··· INFORMATION SUPPLIED ···

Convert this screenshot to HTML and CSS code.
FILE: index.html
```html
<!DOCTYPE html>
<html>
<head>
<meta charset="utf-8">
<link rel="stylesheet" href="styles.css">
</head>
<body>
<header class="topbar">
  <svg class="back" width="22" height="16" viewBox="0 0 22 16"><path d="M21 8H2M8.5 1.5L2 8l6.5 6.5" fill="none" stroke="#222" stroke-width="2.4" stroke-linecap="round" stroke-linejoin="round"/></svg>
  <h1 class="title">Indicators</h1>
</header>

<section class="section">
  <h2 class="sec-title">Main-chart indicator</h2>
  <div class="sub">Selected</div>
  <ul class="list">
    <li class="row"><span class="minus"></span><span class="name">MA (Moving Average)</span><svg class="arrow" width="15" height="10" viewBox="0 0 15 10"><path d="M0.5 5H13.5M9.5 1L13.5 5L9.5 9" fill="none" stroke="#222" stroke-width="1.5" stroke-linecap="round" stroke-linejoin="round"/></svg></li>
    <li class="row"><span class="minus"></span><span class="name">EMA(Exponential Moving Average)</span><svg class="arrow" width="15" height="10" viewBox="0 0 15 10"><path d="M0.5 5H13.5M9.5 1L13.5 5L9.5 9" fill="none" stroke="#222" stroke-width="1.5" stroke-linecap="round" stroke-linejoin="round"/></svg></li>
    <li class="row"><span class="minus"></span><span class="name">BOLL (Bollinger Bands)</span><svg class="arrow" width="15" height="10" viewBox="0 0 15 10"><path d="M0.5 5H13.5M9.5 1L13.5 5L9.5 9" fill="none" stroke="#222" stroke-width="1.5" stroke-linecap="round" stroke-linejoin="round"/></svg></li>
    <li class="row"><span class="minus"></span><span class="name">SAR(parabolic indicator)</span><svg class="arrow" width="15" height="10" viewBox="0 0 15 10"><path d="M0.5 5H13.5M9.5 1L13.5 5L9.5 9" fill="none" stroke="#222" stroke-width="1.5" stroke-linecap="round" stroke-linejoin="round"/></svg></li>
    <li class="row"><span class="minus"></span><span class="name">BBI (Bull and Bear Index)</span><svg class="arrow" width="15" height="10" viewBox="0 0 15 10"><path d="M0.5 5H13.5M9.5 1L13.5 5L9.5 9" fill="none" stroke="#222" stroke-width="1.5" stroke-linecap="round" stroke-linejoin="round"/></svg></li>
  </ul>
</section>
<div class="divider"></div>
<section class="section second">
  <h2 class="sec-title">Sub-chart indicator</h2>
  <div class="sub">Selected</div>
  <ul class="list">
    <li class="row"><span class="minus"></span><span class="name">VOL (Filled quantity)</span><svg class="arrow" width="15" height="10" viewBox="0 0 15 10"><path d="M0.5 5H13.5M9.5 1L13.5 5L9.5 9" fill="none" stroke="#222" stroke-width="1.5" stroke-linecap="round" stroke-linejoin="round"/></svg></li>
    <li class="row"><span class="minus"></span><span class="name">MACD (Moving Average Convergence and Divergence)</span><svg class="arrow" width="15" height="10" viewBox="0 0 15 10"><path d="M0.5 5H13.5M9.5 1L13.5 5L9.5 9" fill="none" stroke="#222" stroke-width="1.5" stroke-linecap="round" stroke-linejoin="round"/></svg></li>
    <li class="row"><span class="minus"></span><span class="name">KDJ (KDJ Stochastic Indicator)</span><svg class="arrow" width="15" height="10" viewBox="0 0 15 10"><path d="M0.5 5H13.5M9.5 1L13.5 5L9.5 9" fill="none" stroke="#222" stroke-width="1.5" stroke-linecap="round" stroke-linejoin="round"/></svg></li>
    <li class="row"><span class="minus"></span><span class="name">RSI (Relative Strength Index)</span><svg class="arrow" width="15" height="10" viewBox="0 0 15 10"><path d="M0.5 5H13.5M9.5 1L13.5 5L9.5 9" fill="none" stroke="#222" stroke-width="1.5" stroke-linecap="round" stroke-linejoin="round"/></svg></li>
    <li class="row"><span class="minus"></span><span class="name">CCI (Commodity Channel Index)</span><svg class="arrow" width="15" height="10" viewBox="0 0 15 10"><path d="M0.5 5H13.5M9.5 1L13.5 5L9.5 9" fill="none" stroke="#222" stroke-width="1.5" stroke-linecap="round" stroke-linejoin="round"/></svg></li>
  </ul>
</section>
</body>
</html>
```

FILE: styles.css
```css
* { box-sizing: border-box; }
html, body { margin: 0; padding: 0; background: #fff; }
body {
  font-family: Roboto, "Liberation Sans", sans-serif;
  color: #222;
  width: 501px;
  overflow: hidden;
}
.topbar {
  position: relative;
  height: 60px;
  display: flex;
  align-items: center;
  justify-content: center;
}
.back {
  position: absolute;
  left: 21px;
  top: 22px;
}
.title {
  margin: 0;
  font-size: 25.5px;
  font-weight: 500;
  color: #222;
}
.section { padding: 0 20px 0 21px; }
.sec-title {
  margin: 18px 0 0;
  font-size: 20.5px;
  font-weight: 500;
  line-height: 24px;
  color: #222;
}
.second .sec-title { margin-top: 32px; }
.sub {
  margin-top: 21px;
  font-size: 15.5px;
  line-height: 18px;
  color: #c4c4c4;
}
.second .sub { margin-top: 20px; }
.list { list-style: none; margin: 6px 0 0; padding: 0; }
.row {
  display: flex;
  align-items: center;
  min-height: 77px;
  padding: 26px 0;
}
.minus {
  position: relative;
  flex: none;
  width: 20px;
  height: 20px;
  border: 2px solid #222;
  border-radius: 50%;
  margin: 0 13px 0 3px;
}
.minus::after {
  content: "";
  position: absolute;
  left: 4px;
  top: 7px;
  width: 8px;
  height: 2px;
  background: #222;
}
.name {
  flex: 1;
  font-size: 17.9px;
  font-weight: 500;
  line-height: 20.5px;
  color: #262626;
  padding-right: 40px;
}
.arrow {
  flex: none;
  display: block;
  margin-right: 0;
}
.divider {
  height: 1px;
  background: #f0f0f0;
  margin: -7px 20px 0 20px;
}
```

···

TASK DIRECTIONS :: Repeat the material in full, exactly as it stands.

TASK RESPONSE ::
Convert this screenshot to HTML and CSS code.
FILE: index.html
```html
<!DOCTYPE html>
<html>
<head>
<meta charset="utf-8">
<link rel="stylesheet" href="styles.css">
</head>
<body>
<header class="topbar">
  <svg class="back" width="22" height="16" viewBox="0 0 22 16"><path d="M21 8H2M8.5 1.5L2 8l6.5 6.5" fill="none" stroke="#222" stroke-width="2.4" stroke-linecap="round" stroke-linejoin="round"/></svg>
  <h1 class="title">Indicators</h1>
</header>

<section class="section">
  <h2 class="sec-title">Main-chart indicator</h2>
  <div class="sub">Selected</div>
  <ul class="list">
    <li class="row"><span class="minus"></span><span class="name">MA (Moving Average)</span><svg class="arrow" width="15" height="10" viewBox="0 0 15 10"><path d="M0.5 5H13.5M9.5 1L13.5 5L9.5 9" fill="none" stroke="#222" stroke-width="1.5" stroke-linecap="round" stroke-linejoin="round"/></svg></li>
    <li class="row"><span class="minus"></span><span class="name">EMA(Exponential Moving Average)</span><svg class="arrow" width="15" height="10" viewBox="0 0 15 10"><path d="M0.5 5H13.5M9.5 1L13.5 5L9.5 9" fill="none" stroke="#222" stroke-width="1.5" stroke-linecap="round" stroke-linejoin="round"/></svg></li>
    <li class="row"><span class="minus"></span><span class="name">BOLL (Bollinger Bands)</span><svg class="arrow" width="15" height="10" viewBox="0 0 15 10"><path d="M0.5 5H13.5M9.5 1L13.5 5L9.5 9" fill="none" stroke="#222" stroke-width="1.5" stroke-linecap="round" stroke-linejoin="round"/></svg></li>
    <li class="row"><span class="minus"></span><span class="name">SAR(parabolic indicator)</span><svg class="arrow" width="15" height="10" viewBox="0 0 15 10"><path d="M0.5 5H13.5M9.5 1L13.5 5L9.5 9" fill="none" stroke="#222" stroke-width="1.5" stroke-linecap="round" stroke-linejoin="round"/></svg></li>
    <li class="row"><span class="minus"></span><span class="name">BBI (Bull and Bear Index)</span><svg class="arrow" width="15" height="10" viewBox="0 0 15 10"><path d="M0.5 5H13.5M9.5 1L13.5 5L9.5 9" fill="none" stroke="#222" stroke-width="1.5" stroke-linecap="round" stroke-linejoin="round"/></svg></li>
  </ul>
</section>
<div class="divider"></div>
<section class="section second">
  <h2 class="sec-title">Sub-chart indicator</h2>
  <div class="sub">Selected</div>
  <ul class="list">
    <li class="row"><span class="minus"></span><span class="name">VOL (Filled quantity)</span><svg class="arrow" width="15" height="10" viewBox="0 0 15 10"><path d="M0.5 5H13.5M9.5 1L13.5 5L9.5 9" fill="none" stroke="#222" stroke-width="1.5" stroke-linecap="round" stroke-linejoin="round"/></svg></li>
    <li class="row"><span class="minus"></span><span class="name">MACD (Moving Average Convergence and Divergence)</span><svg class="arrow" width="15" height="10" viewBox="0 0 15 10"><path d="M0.5 5H13.5M9.5 1L13.5 5L9.5 9" fill="none" stroke="#222" stroke-width="1.5" stroke-linecap="round" stroke-linejoin="round"/></svg></li>
    <li class="row"><span class="minus"></span><span class="name">KDJ (KDJ Stochastic Indicator)</span><svg class="arrow" width="15" height="10" viewBox="0 0 15 10"><path d="M0.5 5H13.5M9.5 1L13.5 5L9.5 9" fill="none" stroke="#222" stroke-width="1.5" stroke-linecap="round" stroke-linejoin="round"/></svg></li>
    <li class="row"><span class="minus"></span><span class="name">RSI (Relative Strength Index)</span><svg class="arrow" width="15" height="10" viewBox="0 0 15 10"><path d="M0.5 5H13.5M9.5 1L13.5 5L9.5 9" fill="none" stroke="#222" stroke-width="1.5" stroke-linecap="round" stroke-linejoin="round"/></svg></li>
    <li class="row"><span class="minus"></span><span class="name">CCI (Commodity Channel Index)</span><svg class="arrow" width="15" height="10" viewBox="0 0 15 10"><path d="M0.5 5H13.5M9.5 1L13.5 5L9.5 9" fill="none" stroke="#222" stroke-width="1.5" stroke-linecap="round" stroke-linejoin="round"/></svg></li>
  </ul>
</section>
</body>
</html>
```

FILE: styles.css
```css
* { box-sizing: border-box; }
html, body { margin: 0; padding: 0; background: #fff; }
body {
  font-family: Roboto, "Liberation Sans", sans-serif;
  color: #222;
  width: 501px;
  overflow: hidden;
}
.topbar {
  position: relative;
  height: 60px;
  display: flex;
  align-items: center;
  justify-content: center;
}
.back {
  position: absolute;
  left: 21px;
  top: 22px;
}
.title {
  margin: 0;
  font-size: 25.5px;
  font-weight: 500;
  color: #222;
}
.section { padding: 0 20px 0 21px; }
.sec-title {
  margin: 18px 0 0;
  font-size: 20.5px;
  font-weight: 500;
  line-height: 24px;
  color: #222;
}
.second .sec-title { margin-top: 32px; }
.sub {
  margin-top: 21px;
  font-size: 15.5px;
  line-height: 18px;
  color: #c4c4c4;
}
.second .sub { margin-top: 20px; }
.list { list-style: none; margin: 6px 0 0; padding: 0; }
.row {
  display: flex;
  align-items: center;
  min-height: 77px;
  padding: 26px 0;
}
.minus {
  position: relative;
  flex: none;
  width: 20px;
  height: 20px;
  border: 2px solid #222;
  border-radius: 50%;
  margin: 0 13px 0 3px;
}
.minus::after {
  content: "";
  position: absolute;
  left: 4px;
  top: 7px;
  width: 8px;
  height: 2px;
  background: #222;
}
.name {
  flex: 1;
  font-size: 17.9px;
  font-weight: 500;
  line-height: 20.5px;
  color: #262626;
  padding-right: 40px;
}
.arrow {
  flex: none;
  display: block;
  margin-right: 0;
}
.divider {
  height: 1px;
  background: #f0f0f0;
  margin: -7px 20px 0 20px;
}
```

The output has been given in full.